As the number of affected people by Covid-19 has crossed the half-a-million mark, the economies of the world are grinding to a sluggish pace. Especially for the poorest countries of the world, the impact of Covid-19 has been devastating. Now to alleviate their pain, the World Bank Group (WBG) and the International Monetary Fund (IMF) are advocating a timely debt relief, and Pakistan is one of the 76 countries that may get some help on immediate liquidity needs. Though it is not a matter of pride to be included in the group of countries that are highly vulnerable to economic fluctuations, we don’t have much choice. Such relief is needed to counter Covid-19-related economic challenges. Iran has also urged the world for easing economic sanctions so that it can purchase life-saving drugs and vital supplies to sustain in this time of crisis. The IMF has assured Pakistan of an additional $1.4-billion lending through Rapid Financing Instrument (RFI). The resident chief of the IMF in Pakistan has assured Pakistan that the amount would be available to the country as early as possible.
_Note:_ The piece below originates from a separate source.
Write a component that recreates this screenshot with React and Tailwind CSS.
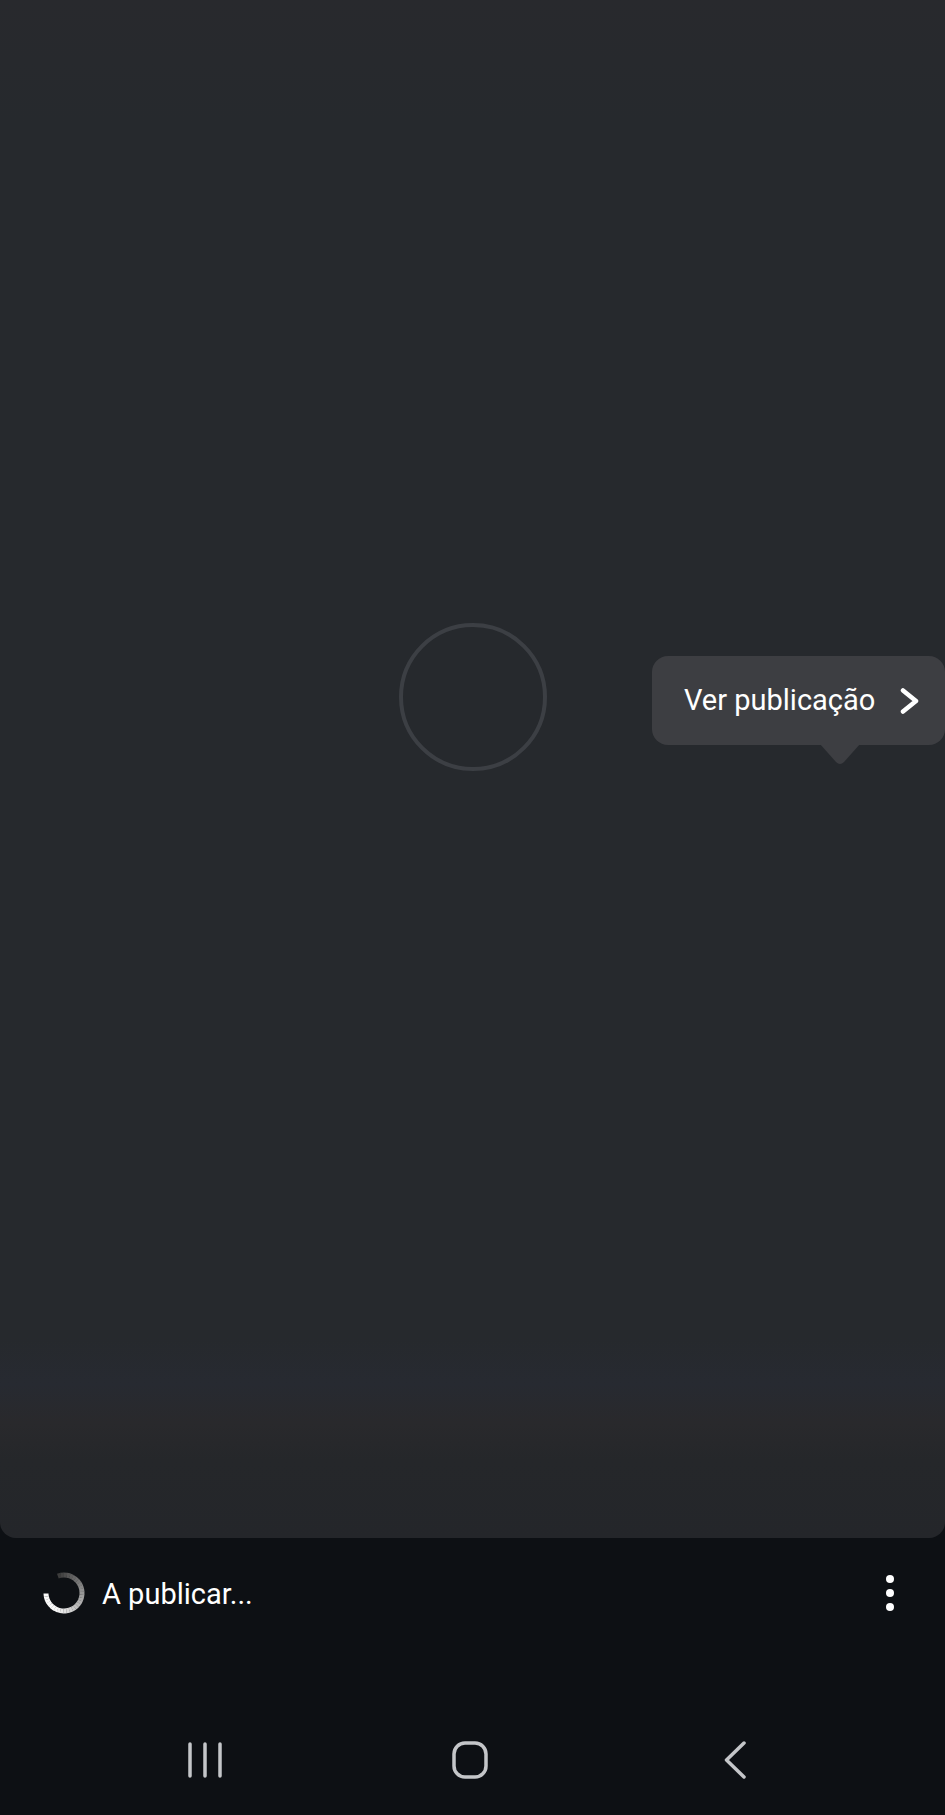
import React from 'react';

// arc pieces for the small spinner, fading from the top round to bottom left
const spinnerSegments = Array.from({ length: 30 }, (_, i) => {
  const start = -20 + i * 9.6;
  const end = start + 10.2;
  const toPoint = (deg) => {
    const rad = (deg * Math.PI) / 180;
    return [21 + 18 * Math.sin(rad), 21 - 18 * Math.cos(rad)];
  };
  const [x1, y1] = toPoint(start);
  const [x2, y2] = toPoint(end);
  const shade = Math.round(60 + Math.min(1, (i / 29) * 1.25) * 190);
  return { d: `M${x1} ${y1}A18 18 0 0 1 ${x2} ${y2}`, color: `rgb(${shade},${shade},${shade})` };
});

function Spinner() {
  return (
    <svg width="42" height="42" viewBox="0 0 42 42" fill="none">
      {spinnerSegments.map((seg) => (
        <path key={seg.d} d={seg.d} stroke={seg.color} strokeWidth="5" />
      ))}
    </svg>
  );
}

function ViewPostTooltip() {
  return (
    <div className="absolute right-0 top-[656px] w-[293px] h-[89px] rounded-[16px] bg-[#3d3e42] flex items-center pl-[32px]">
      <span className="text-[29px] leading-none text-white">Ver publicação</span>
      <svg className="ml-[25px]" width="20" height="28" viewBox="0 0 20 28" fill="none">
        <path d="M3 3.5l13 10.5L3 24.5" stroke="#fff" strokeWidth="4.5" strokeLinecap="round" strokeLinejoin="round" />
      </svg>
      <svg className="absolute left-[168px] top-[88px]" width="40" height="21" viewBox="0 0 40 21">
        <path d="M0 0h40L24 18q-4 4-8 0z" fill="#3d3e42" />
      </svg>
    </div>
  );
}

export default function App() {
  return (
    <div className="relative w-[945px] h-[1815px] overflow-hidden bg-[#0d1014] flex flex-col font-['Roboto',sans-serif]">
      <main className="h-[1538px] shrink-0 rounded-b-[16px] bg-[linear-gradient(180deg,#28292d_0%,#26292d_8%,#26292d_87%,#272a31_90%,#29292c_92.5%,#25272a_95%,#24262a_100%)] flex items-center justify-center pb-[144px]">
        <div className="w-[148px] h-[148px] rounded-full border-[4px] border-[#3c3f44]" />
      </main>

      <ViewPostTooltip />

      <div className="h-[110px] shrink-0 flex items-center pl-[43px] pr-[51px]">
        <Spinner />
        <span className="ml-[17px] mt-[2px] text-[29px] leading-none text-white">A publicar...</span>
        <div className="ml-auto flex flex-col gap-[6px]">
          <span className="w-[8px] h-[8px] rounded-full bg-white" />
          <span className="w-[8px] h-[8px] rounded-full bg-white" />
          <span className="w-[8px] h-[8px] rounded-full bg-white" />
        </div>
      </div>

      <nav className="flex-1 flex items-start pl-[72px] pt-[93px]">
        <div className="w-[265px] h-[38px] flex items-center justify-center">
          <svg width="36" height="36" viewBox="0 0 36 36" fill="none" stroke="#c4c6c9" strokeWidth="3.5" strokeLinecap="round">
            <path d="M3 2v32M18 2v32M33 2v32" />
          </svg>
        </div>
        <div className="w-[265px] h-[38px] flex items-center justify-center">
          <svg width="36" height="38" viewBox="0 0 36 38" fill="none">
            <rect x="2" y="2" width="32" height="34" rx="11" stroke="#c4c6c9" strokeWidth="3.5" />
          </svg>
        </div>
        <div className="w-[265px] h-[38px] flex items-center justify-center">
          <svg width="22" height="38" viewBox="0 0 22 38" fill="none">
            <path d="M20 2L2.5 19 20 36" stroke="#c4c6c9" strokeWidth="3.5" strokeLinecap="round" strokeLinejoin="round" />
          </svg>
        </div>
      </nav>
    </div>
  );
}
The WBG and the IMF have also urged creditors to suspend debt payments of the poorest countries in the wake of the Covid-19 pandemic. It has now become evident that this global crisis will have severe economic and social consequences for most of the countries in the world, especially the poor ones. The worst impact of this downturn will be faced by a large population living in extreme poverty. For a country such as Pakistan, where at least 50 million people live below the poverty line and another 50 million or so are barely surviving on a daily basis, such debt relief will be a welcome help. Even before the surfacing of Covid-19 Pakistan’s gross national product had declined from $330 in Dec 2018 to less than $300 in Dec 2019. Though Pakistan is the fifth largest country in terms of population and the world’s seventh atomic power, its nominal GDP stands at the 42nd place in nearly 200 countries of the world, while in per capita terms we were at 150th position in 2019.
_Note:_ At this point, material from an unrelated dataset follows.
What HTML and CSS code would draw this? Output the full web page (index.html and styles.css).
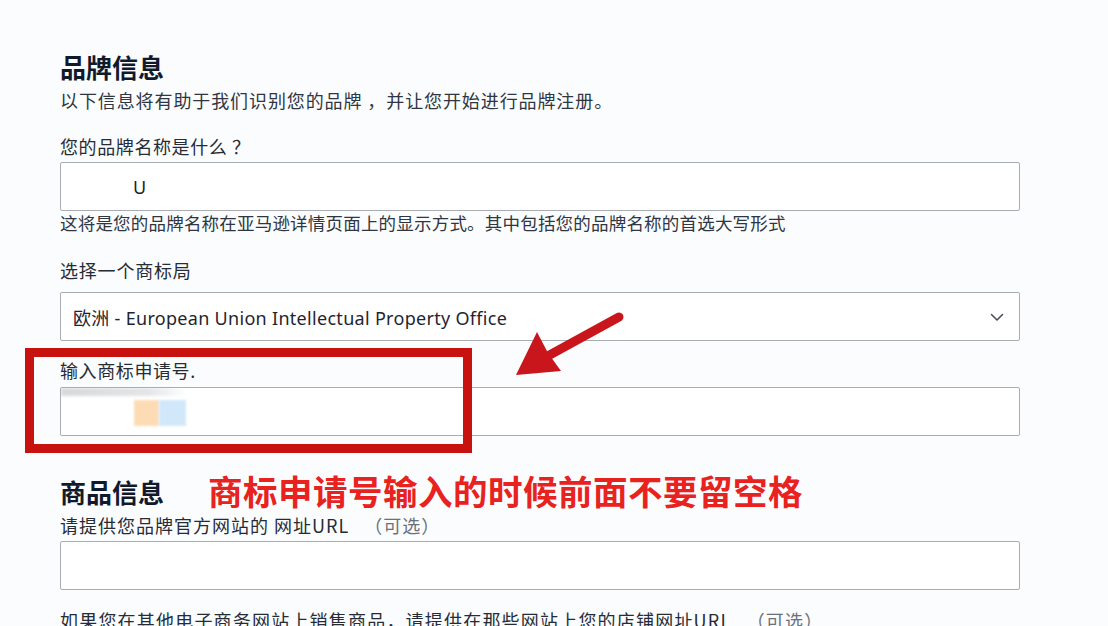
FILE: index.html
```html
<!DOCTYPE html>
<html lang="zh-CN">
<head>
<meta charset="utf-8">
<title>品牌信息</title>
<link rel="stylesheet" href="styles.css">
</head>
<body>
<div class="page">
  <h1 class="title">品牌信息</h1>
  <p class="sub">以下信息将有助于我们识别您的品牌 ，并让您开始进行品牌注册。</p>

  <label class="label l1">您的品牌名称是什么 ？</label>
  <div class="field f1"><span class="val">U</span></div>
  <p class="help">这将是您的品牌名称在亚马逊详情页面上的显示方式。其中包括您的品牌名称的首选大写形式</p>

  <label class="label l2">选择一个商标局</label>
  <div class="field select">
    <span class="val">欧洲 - European Union Intellectual Property Office</span>
    <svg class="chev" width="14" height="9" viewBox="0 0 14 9"><polyline points="1.5,1.5 7,7 12.5,1.5" fill="none" stroke="#4a4f57" stroke-width="1.6" stroke-linecap="round" stroke-linejoin="round"/></svg>
  </div>

  <label class="label l3">输入商标申请号.</label>
  <div class="field f3">
    <span class="smear"></span>
    <span class="sq orange"></span><span class="sq blue"></span>
  </div>

  <div class="row2">
    <h2 class="title">商品信息</h2>
    <span class="note">商标申请号输入的时候前面不要留空格</span>
  </div>
  <label class="label l4">请提供您品牌官方网站的 网址URL <span class="opt">（可选）</span></label>
  <div class="field f4"></div>
  <p class="label l5">如果您在其他电子商务网站上销售商品，请提供在那些网站上您的店铺网址URL <span class="opt">（可选）</span></p>
</div>

<div class="redbox"></div>
<svg class="arrow" width="1108" height="626" viewBox="0 0 1108 626">
  <defs>
    <filter id="glow" x="-20%" y="-20%" width="140%" height="140%">
      <feGaussianBlur stdDeviation="0.7"/>
    </filter>
  </defs>
  <g filter="url(#glow)">
    <line x1="619" y1="317" x2="546" y2="357" stroke="#c8161b" stroke-width="9" stroke-linecap="round"/>
    <polygon points="516,375 537,332 548,353 561,371" fill="#c8161b"/>
  </g>
</svg>
</body>
</html>
```
FILE: styles.css
```css
html, body {
  margin: 0;
  padding: 0;
  background: #fbfcfe;
}
body {
  width: 1108px;
  height: 626px;
  overflow: hidden;
  position: relative;
  font-family: "Noto Sans", "Noto Sans CJK SC", sans-serif;
  color: #2e3440;
}
.page {
  padding: 51px 0 0 60px;
  width: 960px;
  display: flex;
  flex-direction: column;
}
.title {
  margin: 0;
  font-family: "Noto Sans CJK SC", sans-serif;
  font-size: 26px;
  line-height: 32px;
  font-weight: 700;
  color: #111a2b;
}
.sub {
  margin: 5px 0 0;
  font-family: "Noto Sans CJK SC", sans-serif;
  font-size: 18px;
  line-height: 24px;
  letter-spacing: 0.9px;
  color: #2f3641;
}
.label {
  display: block;
  margin: 0;
  font-family: "Noto Sans CJK SC", sans-serif;
  font-size: 18px;
  line-height: 24px;
  letter-spacing: 0.6px;
  color: #262c36;
}
.l1 { margin-top: 22px; }
.l2 { margin-top: 23px; letter-spacing: 0.8px; }
.l3 { margin-top: 17px; }
.l4 { margin-top: 3px; letter-spacing: 1px; }
.l5 { margin-top: 18px; letter-spacing: 1.2px; white-space: nowrap; }
.opt { color: #6b717a; margin-left: 10px; }
.field {
  box-sizing: border-box;
  height: 49px;
  width: 960px;
  border: 1px solid #a9adb3;
  border-radius: 2px;
  background: #ffffff;
  display: flex;
  align-items: center;
  position: relative;
  overflow: hidden;
}
.f1 { margin-top: 4px; padding-left: 72px; }
.f1 .val { font-size: 18px; color: #1a1f27; }
.help {
  margin: 0;
  font-family: "Noto Sans CJK SC", sans-serif;
  font-size: 17.5px;
  line-height: 24px;
  letter-spacing: 0.2px;
  color: #2f3641;
}
.select {
  margin-top: 10px;
  padding: 0 15px 0 12px;
  justify-content: space-between;
}
.select .val {
  font-size: 18px;
  color: #1f2530;
  letter-spacing: 0.3px;
}
.chev { margin-top: 1px; }
.f3 {
  margin-top: 5px;
  padding-left: 73px;
}
.smear {
  position: absolute;
  left: 0;
  top: 0;
  width: 126px;
  height: 8px;
  background: linear-gradient(to right, #d6d8db 0%, #e4e5e7 70%, rgba(240,240,242,0) 100%);
  filter: blur(1.5px);
}
.sq {
  width: 25px;
  height: 26px;
  margin-top: 2px;
  filter: blur(0.8px);
}
.orange { background: #fddcb5; }
.blue { background: #d1e8fa; width: 27px; }
.row2 {
  margin-top: 38px;
  display: flex;
  align-items: center;
  gap: 44px;
  height: 36px;
}
.note {
  font-family: "Noto Sans CJK SC", sans-serif;
  font-size: 34.5px;
  font-weight: 700;
  line-height: 1;
  color: #e8221e;
  letter-spacing: 0.5px;
  margin-top: -4px;
  text-shadow: 0 0 2px rgba(255,255,255,0.9);
}
.f4 { margin-top: 4px; }
.redbox {
  position: absolute;
  left: 25px;
  top: 348px;
  width: 447px;
  height: 105px;
  box-sizing: border-box;
  border: 9px solid #c8120f;
  pointer-events: none;
}
.arrow {
  position: absolute;
  left: 0;
  top: 0;
  pointer-events: none;
}
```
The 76 countries that are likely to benefit from this largess of WBG/ IMF have per capita national income under 1, 175 dollars. Now if Pakistan is also included in this list that means Pakistan’s per capita income has also gone down from an estimated $1388 in 2019. This is an alarming situation for Pakistan and though the suspension of debt payment will help temporarily, in the long run it will not solve our liquidity requirements if we do not pay attention to our lasting maladies. In the past too, we have taken advantage of such interventions from foreign donors and international financial institutions (IFI), we must reassess our priorities in terms of where our resources go. We are fast approaching an unsustainable debt situation and we need to prepare a comprehensive action plan by altering many of our official policies including defence and foreign policies.